Everything from the first line down to the line containing "import React from 'react';" is to be retyped exactly, both ends included, with pictures left out.

"""

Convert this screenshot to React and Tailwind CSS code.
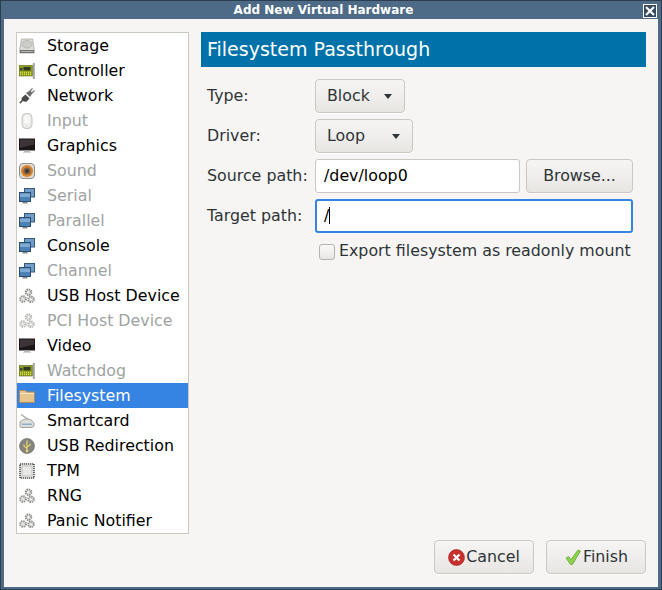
import React from 'react';

const HardDisk = () => (
  <svg width="16" height="16" viewBox="0 0 16 16">
    <path d="M2.5 1l11 0 1.8 10.5v3.5H.7v-3.5z" fill="#dcdcd9" stroke="#a8a8a5" strokeWidth="0.8" />
    <ellipse cx="8" cy="6.3" rx="5" ry="3.8" fill="#cbcbc8" stroke="#b4b4b1" strokeWidth="0.8" />
    <rect x="1" y="12" width="14" height="3" fill="#6f6f6c" />
    <rect x="2" y="13" width="12" height="1" fill="#b5b5b2" />
  </svg>
);

const Card = () => (
  <svg width="16" height="16" viewBox="0 0 16 16">
    <rect x="0" y="2.5" width="13.5" height="10.5" fill="#8b9a22" stroke="#5c6614" strokeWidth="0.6" />
    <rect x="4.5" y="4" width="7" height="3.5" fill="#2e3a20" />
    <rect x="1" y="5" width="2.5" height="2.5" fill="#3c4a3c" />
    <path d="M1 9.5h11.5M1 11.5h11.5" stroke="#dbe04a" strokeWidth="1.4" strokeDasharray="1 1" />
    <rect x="13.8" y="0" width="2" height="16" fill="#a5a5a2" />
  </svg>
);

const Plug = () => (
  <svg width="16" height="16" viewBox="0 0 16 16">
    <path d="M0.8 15.2l3-3.2" stroke="#5a5a58" strokeWidth="1.8" />
    <path d="M3 9.5l3.5-3 4 4-3 3.2q-2.5 .3-4.2-1.2t-.3-3z" fill="#4a4a48" />
    <path d="M7 5l4-2.5 2.5 2.5-2.5 4z" fill="#6a6a68" />
    <path d="M11 3l2.5-2.5M13 5l2.5-2.5" stroke="#7a7a78" strokeWidth="1.4" />
  </svg>
);

const Mouse = () => (
  <svg width="16" height="16" viewBox="0 0 16 16">
    <rect x="3" y="0.5" width="10" height="15" rx="4" fill="#ebebe8" stroke="#c4c4c1" />
    <rect x="5" y="2" width="6" height="9" rx="3" fill="#f8f8f7" />
  </svg>
);

const Monitor = () => (
  <svg width="16" height="16" viewBox="0 0 16 16">
    <rect x="0" y="0.5" width="16" height="12" fill="#1b1618" />
    <path d="M1 1.5h14v5L1 10z" fill="#3d3438" />
    <rect x="5" y="12.5" width="6" height="1.5" fill="#b5b5b2" />
    <rect x="4" y="14" width="8" height="1" fill="#d2d2cf" />
  </svg>
);

const Speaker = () => (
  <svg width="16" height="16" viewBox="0 0 16 16">
    <rect x="0.5" y="0.5" width="15" height="15" rx="3.5" fill="#dfdcd6" stroke="#8e8e8a" />
    <circle cx="8" cy="8" r="6" fill="#d8802a" />
    <circle cx="8" cy="8" r="3.6" fill="#75614c" />
    <circle cx="8" cy="8" r="1.7" fill="#3a3028" />
  </svg>
);

const Computers = () => (
  <svg width="16" height="16" viewBox="0 0 16 16">
    <rect x="5.5" y="0.5" width="10" height="8.5" fill="#6f9cc8" stroke="#38587a" />
    <rect x="0.5" y="4.5" width="11" height="9" fill="#4a82b8" stroke="#2c4d70" />
    <path d="M1 5.5h10v3.5H1z" fill="#7faad2" />
    <rect x="3.5" y="14" width="5" height="1.5" fill="#8a8a88" />
  </svg>
);

const Gears = ({ faint }) => {
  const tone = faint ? '#b5b5b2' : '#8e8e8b';
  const gear = (cx, cy, key) => (
    <g key={key}>
      <circle cx={cx} cy={cy} r="2.7" fill="none" stroke={tone} strokeWidth="2.2" strokeDasharray="1.4 0.7" />
      <circle cx={cx} cy={cy} r="1.3" fill="#fff" stroke="#c0c0bd" strokeWidth="0.6" />
    </g>
  );
  return (
    <svg width="16" height="16" viewBox="0 0 16 16">
      {gear(9.5, 4.2, 'a')}
      {gear(4, 11, 'b')}
      {gear(12, 11.3, 'c')}
    </svg>
  );
};

const Folder = () => (
  <svg width="16" height="16" viewBox="0 0 16 16">
    <path d="M0.5 3.5V2.5h6l1 1.5h8v10.5H0.5z" fill="#e8c48e" stroke="#ab8a5c" />
    <rect x="1" y="5" width="14" height="1" fill="#f8e8c8" />
  </svg>
);

const Scanner = () => (
  <svg width="16" height="16" viewBox="0 0 16 16">
    <path d="M2 1.5l9 6" stroke="#a5a5a2" strokeWidth="1.2" />
    <path d="M1 9q5-5 11-2l3 3v3q-1 1.5-3 1.5H3q-2 0-2-1.5z" fill="#dededb" stroke="#a0a09d" />
    <rect x="3" y="10.5" width="10" height="1.5" fill="#8fb0cc" />
  </svg>
);

const UsbDisc = () => (
  <svg width="16" height="16" viewBox="0 0 16 16">
    <circle cx="8" cy="8" r="7.5" fill="#85857f" stroke="#66665f" strokeWidth="0.6" />
    <path d="M8 2.5v11M8 10.5L5 8V6.5M8 9l3-2V5.5" fill="none" stroke="#ecd26a" strokeWidth="1.2" />
    <circle cx="8" cy="13" r="1.3" fill="#ecd26a" />
  </svg>
);

const Chip = () => (
  <svg width="16" height="16" viewBox="0 0 16 16">
    <rect x="1" y="1" width="14" height="14" fill="none" stroke="#4f4f4d" strokeWidth="1.6" strokeDasharray="1.3 0.7" />
    <rect x="2" y="2" width="12" height="12" rx="1" fill="#d4d4d1" />
    <rect x="4" y="4" width="8" height="8" fill="#e8e8e6" />
  </svg>
);

const devices = [
  { name: 'Storage', icon: <HardDisk /> },
  { name: 'Controller', icon: <Card /> },
  { name: 'Network', icon: <Plug /> },
  { name: 'Input', icon: <Mouse />, off: true },
  { name: 'Graphics', icon: <Monitor /> },
  { name: 'Sound', icon: <Speaker />, off: true },
  { name: 'Serial', icon: <Computers />, off: true },
  { name: 'Parallel', icon: <Computers />, off: true },
  { name: 'Console', icon: <Computers /> },
  { name: 'Channel', icon: <Computers />, off: true },
  { name: 'USB Host Device', icon: <Gears /> },
  { name: 'PCI Host Device', icon: <Gears faint />, off: true },
  { name: 'Video', icon: <Monitor /> },
  { name: 'Watchdog', icon: <Card />, off: true },
  { name: 'Filesystem', icon: <Folder />, selected: true },
  { name: 'Smartcard', icon: <Scanner /> },
  { name: 'USB Redirection', icon: <UsbDisc /> },
  { name: 'TPM', icon: <Chip /> },
  { name: 'RNG', icon: <Gears /> },
  { name: 'Panic Notifier', icon: <Gears /> },
];

const btn = 'flex h-[34px] items-center rounded-[4px] border border-[#cdc7c2] bg-gradient-to-b from-[#f6f5f4] to-[#e8e6e3] pb-[2px] text-[#2e3436] shadow-[0_1px_0_#fff]';

const Combo = ({ label, width }) => (
  <div className={`${btn} ${width} justify-between pl-[11px] pr-[12px]`}>
    <span>{label}</span>
    <span className="mt-[2px] h-0 w-0 border-x-[4.5px] border-t-[5px] border-x-transparent border-t-[#2e3436]" />
  </div>
);

const Label = ({ children }) => <div className="w-[114px] shrink-0 pb-[2px] pl-[6px] text-[#2e3436]">{children}</div>;

export default function App() {
  return (
    <div className="flex h-[590px] w-[662px] flex-col border-x border-[#2c3e50] bg-[#4d6a87] font-['DejaVu_Sans',sans-serif] text-[15.84px] leading-[17px]">
      <div className="relative h-[19px] shrink-0 border-t border-[#2c3e50] pr-[15px] pt-[1px] text-center text-[12px] font-bold leading-[16px] text-white">
        Add New Virtual Hardware
        <svg className="absolute right-[4px] top-[3px]" width="14" height="14" viewBox="0 0 14 14">
          <rect x="0.5" y="0.5" width="13" height="13" fill="#344a60" stroke="#fff" />
          <path d="M3 3l8 8M11 3l-8 8" stroke="#fff" strokeWidth="2.2" />
        </svg>
      </div>
      <div className="mx-[3px] flex min-h-0 flex-1 flex-col bg-[#f6f5f4] px-[12px] pb-[13px] pt-[13px]">
        <div className="flex flex-1 gap-[12px]">
          <div className="w-[173px] shrink-0 border border-[#cdc7c2] bg-white">
            {devices.map((d) => (
              <div
                key={d.name}
                className={`flex h-[25px] items-center gap-[12px] pl-[2px] ${d.selected ? 'bg-[#3584e4] text-white' : d.off ? 'text-[#a0a3a3]' : 'text-black'}`}
              >
                <span className="h-4 w-4 shrink-0">{d.icon}</span>
                <span>{d.name}</span>
              </div>
            ))}
          </div>
          <div className="min-w-0 flex-1">
            <div className="flex h-[35px] items-center bg-[#0072aa] pb-[1px] pl-[6px] text-[19px] text-white">Filesystem Passthrough</div>
            <div className="mt-[12px] flex flex-col gap-[6px] pr-[13px]">
              <div className="flex items-center">
                <Label>Type:</Label>
                <Combo label="Block" width="w-[90px]" />
              </div>
              <div className="flex items-center">
                <Label>Driver:</Label>
                <Combo label="Loop" width="w-[98px]" />
              </div>
              <div className="flex items-center">
                <Label>Source path:</Label>
                <div className="flex h-[34px] w-[205px] items-center rounded-[3px] border border-[#cdc7c2] bg-white pb-[2px] pl-[8px] text-black">/dev/loop0</div>
                <div className={`${btn} ml-[6px] flex-1 justify-center`}>Browse...</div>
              </div>
              <div className="flex items-center">
                <Label>Target path:</Label>
                <div className="flex h-[34px] flex-1 items-center rounded-[3px] border-2 border-[#3584e4] bg-white pb-[2px] pl-[7px] text-black">
                  /<span className="h-[17px] w-px bg-black" />
                </div>
              </div>
              <div className="mt-[3px] flex items-center whitespace-nowrap pl-[118px] text-[#2e3436]">
                <span className="mr-[4px] h-4 w-4 shrink-0 rounded-[3px] border border-[#b8b3ae] bg-gradient-to-b from-[#fafafa] to-[#e8e6e3]" />
                <span className="pb-[2px]">Export filesystem as readonly mount</span>
              </div>
            </div>
          </div>
        </div>
        <div className="mt-[6px] flex justify-end gap-[12px]">
          <div className={`${btn} w-[100px] justify-center gap-[1px]`}>
            <svg className="mt-[2px]" width="17" height="17" viewBox="0 0 16 16">
              <circle cx="8" cy="8" r="7.5" fill="#c9302c" stroke="#9e1f1f" strokeWidth="0.6" />
              <path d="M5.2 5.2l5.6 5.6M10.8 5.2l-5.6 5.6" stroke="#fff" strokeWidth="2" />
            </svg>
            <span>Cancel</span>
          </div>
          <div className={`${btn} w-[100px] justify-center gap-[1px]`}>
            <svg className="mt-[2px]" width="18" height="18" viewBox="0 0 18 18">
              <path d="M2 10l2.5-1.5 2.5 3L14 2l2.5 1-8 13.5h-2z" fill="#8fd14f" stroke="#5c9e2a" strokeWidth="0.7" />
            </svg>
            <span>Finish</span>
          </div>
        </div>
      </div>
      <div className="h-[3px] shrink-0 border-b border-[#2c3e50]" />
    </div>
  );
}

"""

→ **REPLY**
Convert this screenshot to React and Tailwind CSS code.
import React from 'react';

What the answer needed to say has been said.